Central City Cemetery

Central City, Colorado · Est. 1861

In Brief

On the cemetery hill above Central City, Colorado, a woman in a black satin dress is said to climb to one grave twice a year and lay flowers on it. One date is the day the man buried there died. The other, April 5, nobody has ever been able to explain.

The Full Story

On the cemetery hill above Central City, Colorado, the story goes that a woman in a black satin dress climbs up to a single grave twice a year and lays flowers on it. The grave is in the Masonic section, marked with the Freemason square and compass. It belongs to John Edward Cameron.

Cameron came to the gold-rush town at seven, grew up respected, and rode with the fire and rescue squad. He died on November 1, 1887, at 28, after a short illness. The cause on record was given as paralysis of the heart. Some retellings drift the year back to 1885, but the genealogy record and most accounts hold to 1887.

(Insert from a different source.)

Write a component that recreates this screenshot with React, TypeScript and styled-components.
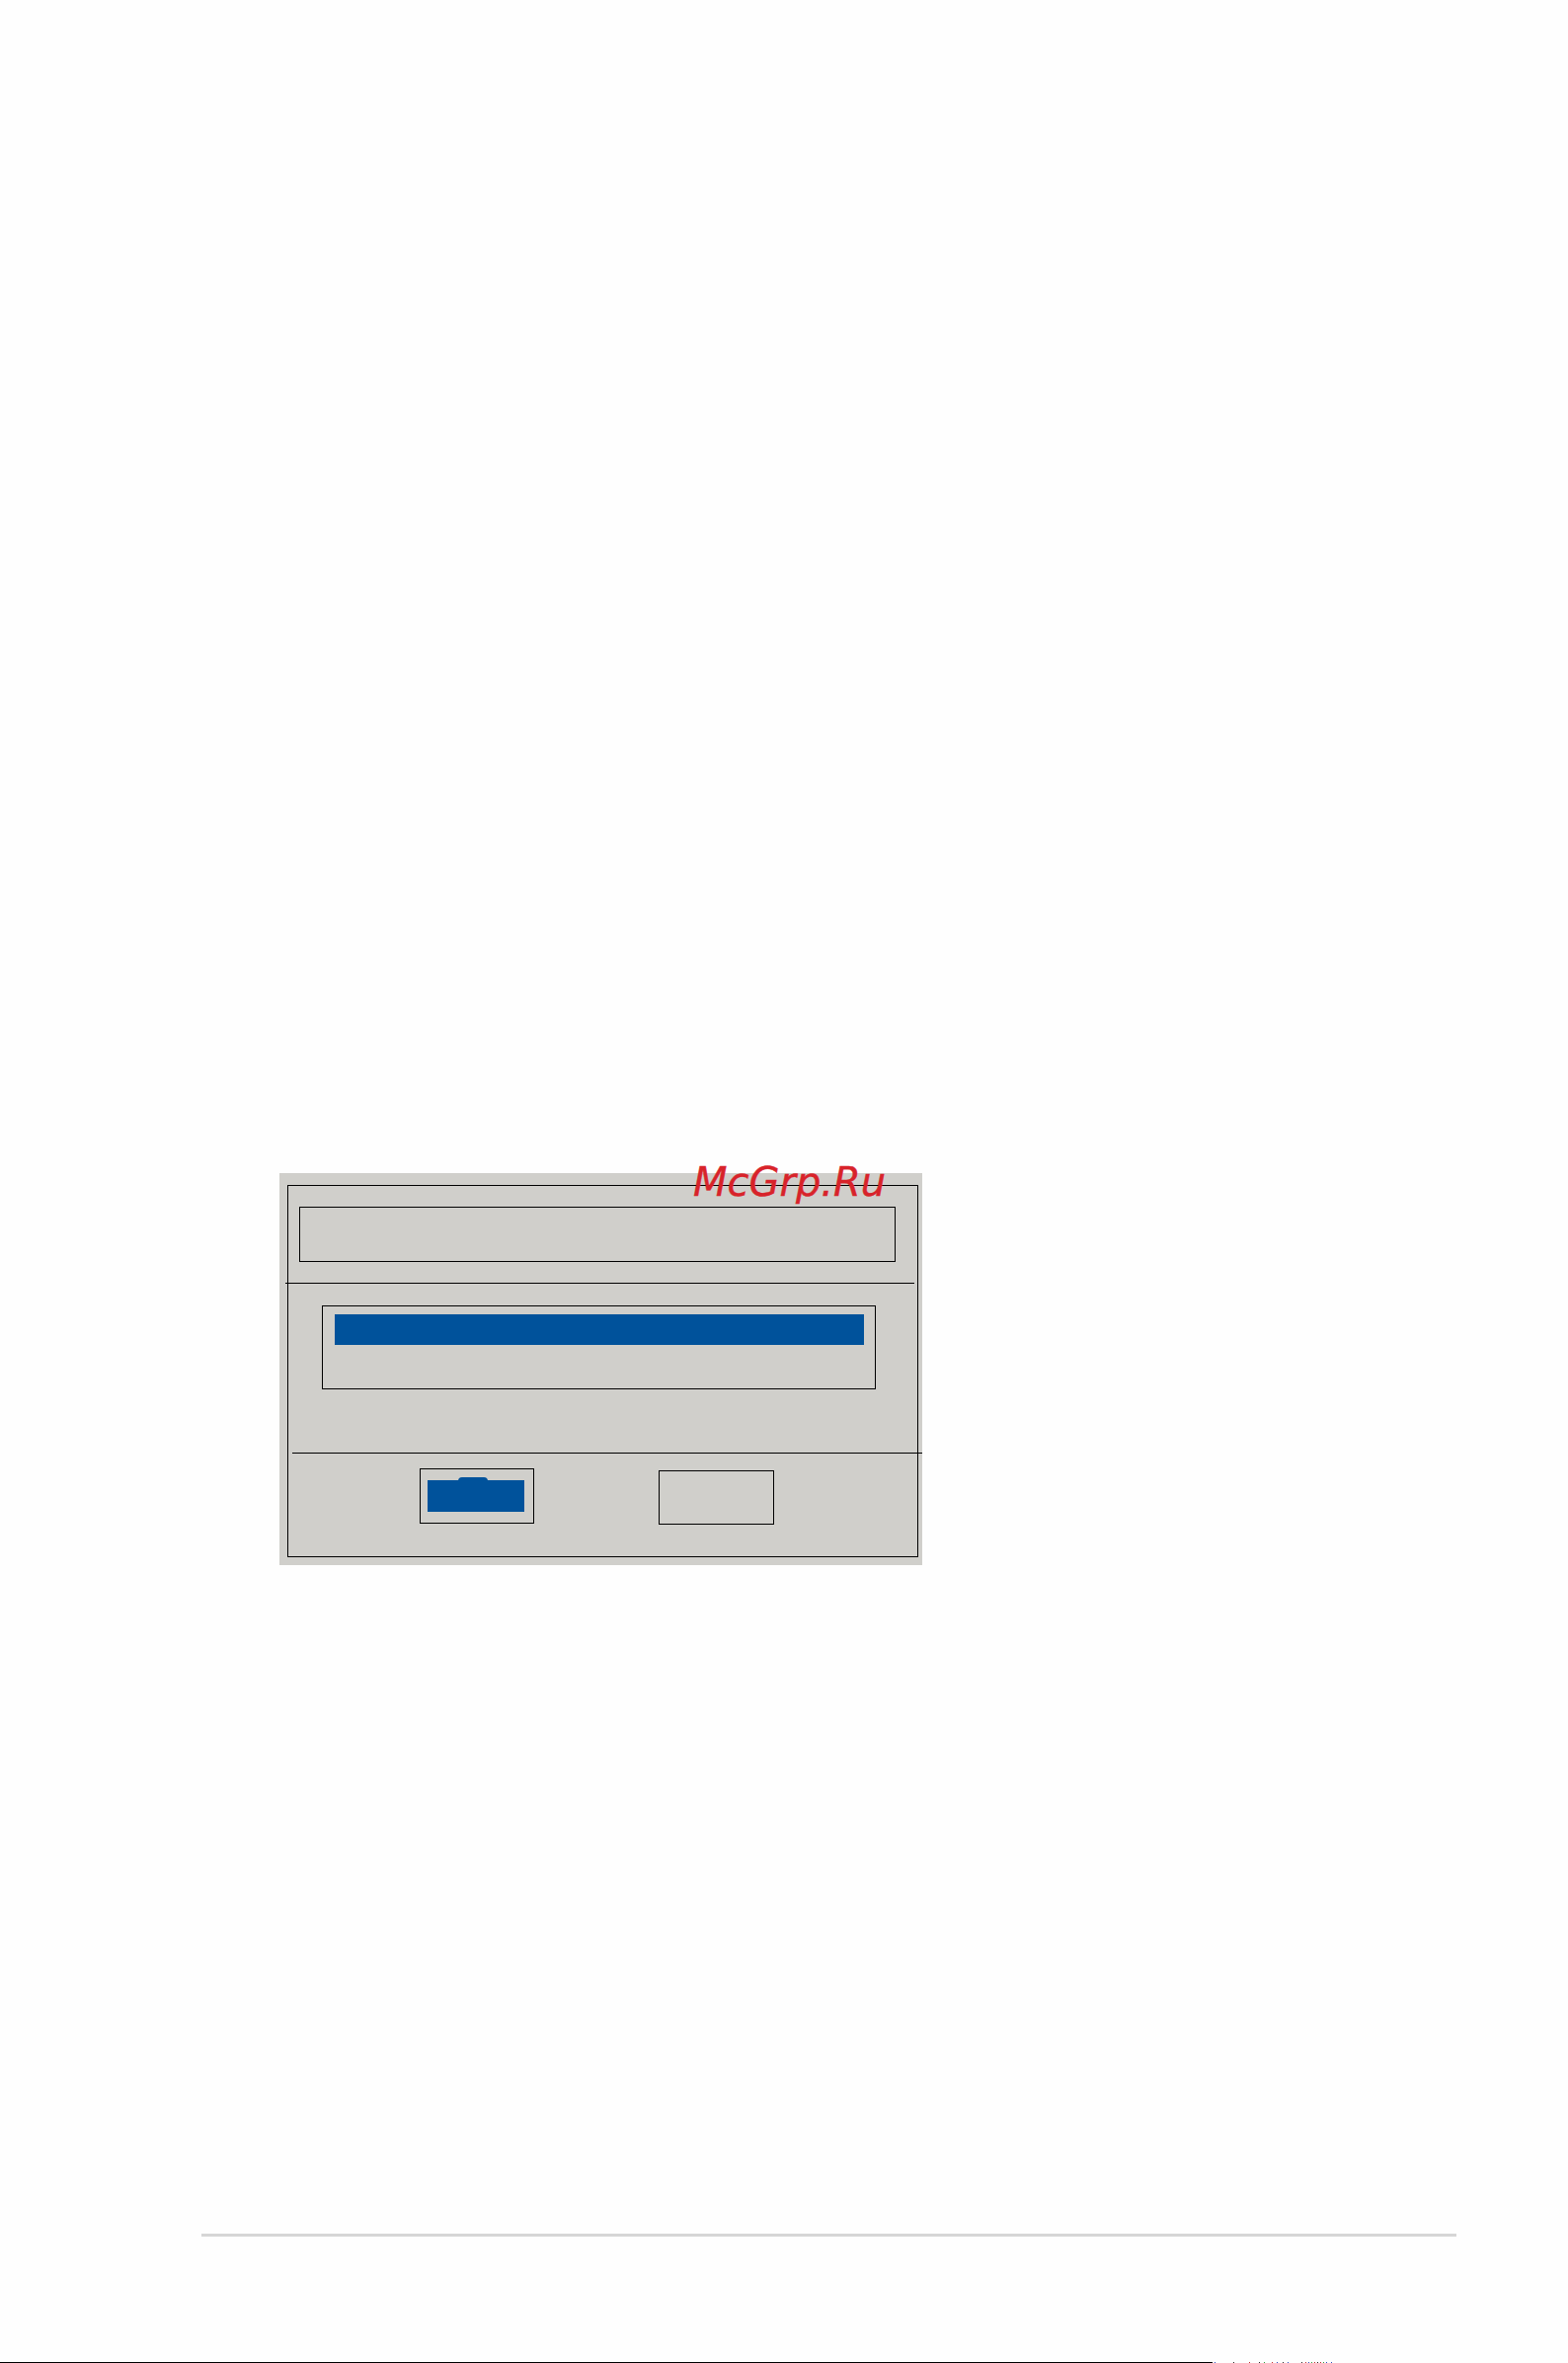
import React from 'react';
import styled, { createGlobalStyle } from 'styled-components';

const GlobalStyle = createGlobalStyle`
  *, *::before, *::after {
    box-sizing: border-box;
  }

  html, body {
    margin: 0;
    padding: 0;
    background: #fefefe;
    font-family: "DejaVu Sans", "Liberation Sans", sans-serif;
  }
`;

const DIALOG_GREY = '#d0cfcb';
const SELECT_BLUE = '#00529b';

// speckles along the bottom edge: [gap before, colour]
const SPECKS: [number, string][] = [
  [2, '#3050c0'], [18, '#2a2a2a'], [15, '#c03030'], [9, '#2a2a2a'], [4, '#30a040'],
  [7, '#c03030'], [4, '#3050c0'], [5, '#2a2a2a'], [4, '#3050c0'], [13, '#2a2a2a'],
  [3, '#c03030'], [2, '#3050c0'], [2, '#30a040'], [2, '#c03030'], [2, '#2a2a2a'],
  [2, '#c03030'], [2, '#30a040'], [2, '#3050c0'], [4, '#3050c0'],
];

export default function App() {
  return (
    <>
      <GlobalStyle />
      <Page>
        <Dialog>
          <Watermark>McGrp.Ru</Watermark>
          <Frame>
            <TitleBox />
            <Divider $left={-3} $width={637} $top={21} />
            <ListBox>
              <SelectedRow />
            </ListBox>
            <Divider $left={4} $width={638} $top={64} />
            <ButtonRow>
              <DialogButton $width={116} $height={56}>
                <DefaultFill />
              </DialogButton>
              <DialogButton $width={117} $height={55} $offset={2} />
            </ButtonRow>
          </Frame>
        </Dialog>

        <FooterRule />

        <BottomEdge>
          <EdgeLine />
          {SPECKS.map(([gap, colour], i) => (
            <Speck key={i} $gap={gap} $colour={colour} />
          ))}
        </BottomEdge>
      </Page>
    </>
  );
}

const Page = styled.div`
  width: 1588px;
  height: 2393px;
  display: flex;
  flex-direction: column;
  padding-top: 1188px;
  overflow: hidden;
  background: #fefefe;
`;

const Dialog = styled.div`
  position: relative;
  margin-left: 283px;
  width: 651px;
  height: 398px;
  padding: 12px 0 0 8px;
  background: ${DIALOG_GREY};
`;

const Watermark = styled.div`
  position: absolute;
  top: -11px;
  left: 419px;
  font-family: "DejaVu Sans", sans-serif;
  font-style: oblique;
  font-size: 40px;
  line-height: 1;
  color: #d8232a;
  -webkit-text-stroke: 0.4px #d8232a;
  white-space: nowrap;
`;

const Frame = styled.div`
  width: 639px;
  height: 377px;
  border: 1px solid #000;
  display: flex;
  flex-direction: column;
  align-items: flex-start;
`;

const TitleBox = styled.div`
  margin: 21px 0 0 11px;
  width: 604px;
  height: 56px;
  border: 1px solid #000;
`;

const Divider = styled.div<{ $left: number; $width: number; $top: number }>`
  margin-top: ${(p) => p.$top}px;
  margin-left: ${(p) => p.$left}px;
  width: ${(p) => p.$width}px;
  height: 1px;
  background: #000;
  flex-shrink: 0;
`;

const ListBox = styled.div`
  margin: 22px 0 0 34px;
  width: 561px;
  height: 85px;
  border: 1px solid #000;
  padding: 8px 0 0 12px;
`;

const SelectedRow = styled.div`
  width: 536px;
  height: 31px;
  background: ${SELECT_BLUE};
`;

const ButtonRow = styled.div`
  margin: 15px 0 0 133px;
  display: flex;
  align-items: flex-start;
  gap: 126px;
`;

const DialogButton = styled.div<{ $width: number; $height: number; $offset?: number }>`
  width: ${(p) => p.$width}px;
  height: ${(p) => p.$height}px;
  margin-top: ${(p) => p.$offset ?? 0}px;
  border: 1px solid #000;
  padding: 11px 0 0 7px;
`;

const DefaultFill = styled.div`
  position: relative;
  width: 98px;
  height: 32px;
  background: ${SELECT_BLUE};

  /* caption glyph tops poking above the highlight */
  &::before {
    content: '';
    position: absolute;
    top: -3px;
    left: 31px;
    width: 30px;
    height: 5px;
    border-radius: 4px 4px 0 0;
    background: ${SELECT_BLUE};
  }
`;

const FooterRule = styled.div`
  margin: 677px 0 0 204px;
  width: 1271px;
  height: 3px;
  background: #d6d6d6;
`;

const BottomEdge = styled.div`
  margin-top: 127px;
  height: 1px;
  display: flex;
  align-items: flex-start;
`;

const EdgeLine = styled.div`
  width: 1228px;
  height: 1px;
  background: #000;
`;

const Speck = styled.span<{ $gap: number; $colour: string }>`
  margin-left: ${(p) => p.$gap}px;
  width: 1px;
  height: 1px;
  background: ${(p) => p.$colour};
`;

The Lady in Black comes on that date, November 1. She also comes every April 5, and that is the part no one can answer. Cameron wasn't born on April 5. He wasn't buried on it. In more than a century of telling, no source has ever explained what the date is. The legend keeps it and can't account for it.

The flowers changed over the years. Roses first, then columbine, the wildflower that grows in the meadows above the town. Locals say she is the woman Cameron loved, who lived near Bald Mountain, though no name and no photograph of her has ever surfaced.

One sighting gets repeated more than any other. Twelve people once gathered at Cameron's headstone on a November 1 to wait for her. She appeared at sunset. When one of them stepped forward to grab her, she flew off the hillside and vanished toward Bald Mountain, the same mountain where her sweetheart was said to live.

The four cemeteries stacked on the hill carry other stories too. People tell of a faceless woman in a red and teal tracksuit who turns up at your right shoulder, and a grave where a green mist is said to settle. Those are told as folklore, by one source each.

But the woman in black is the one they keep coming back for, on the day he died and the day no one can name.